The sentencing considerations of denunciation and punishment are significant. The disproportionate actions you took must be condemned by this Court. General deterrence assumes significance because it must be understood in the community that the consequences of resorting to inflicting the kind of catastrophic injuries you inflicted on Mr Siddiqi, in the circumstances you were in, will result in a very substantial punishment for the crime of murder. Specific deterrence has its role as well although I suspect you are unlikely again to resort to such violence, based on your lack of criminal history and your remorse.
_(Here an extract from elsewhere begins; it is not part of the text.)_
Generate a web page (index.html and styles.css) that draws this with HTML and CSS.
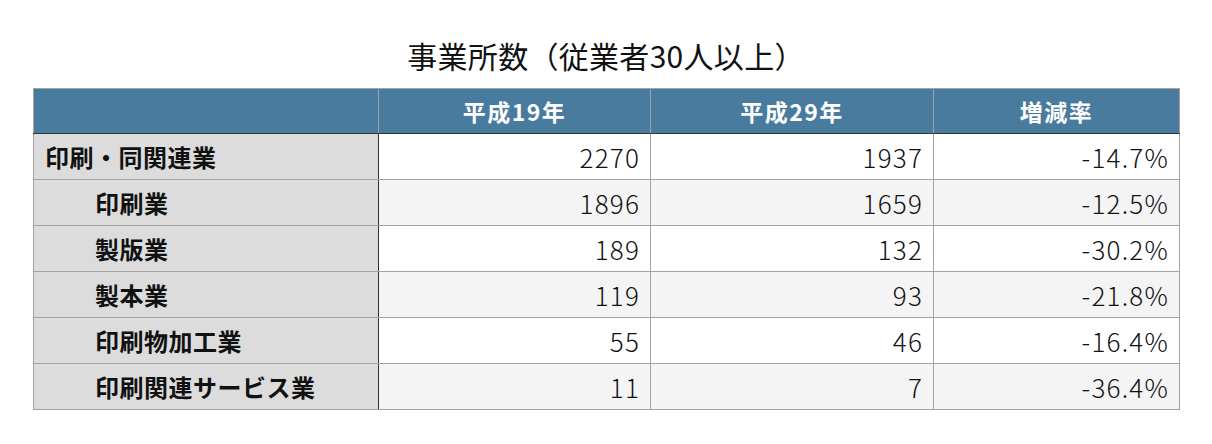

Upon your release it is virtually certain you will be deported from Australia. Normally that prospect would be a mitigatory factor which would increase the burden of your sentence. However, whilst I accept that the prospect of deportation will weigh on your mind during the time you are in custody, given that you have been in Australia for some 18 years, in reality your deportation would be likely to occur anyway because you are without a valid visa and have been for most of your time here. If you had been apprehended by Commonwealth authorities independently of this offence being committed by you, I assume you would have been placed in immigration detention, subject to whatever legal remedies you may have had. Thus, in my opinion, this is not a case where the prospect of deportation arises only from your criminal conduct though it perhaps makes the prospect all the more certain. Therefore I take the prospect of your deportation into account as part of your personal circumstances but only in that limited sense.
In all the circumstances, the appropriate sentence to impose on you is one of 23 years’ imprisonment. I fix a period of 17 years to be served by you before you become eligible to make any application for release on parole.
I declare that your pre-sentence detention is 584 days including this day. I direct that be entered in the records of the Court as time already served.
I have made the disposal order sought by the prosecution, which was not opposed by you.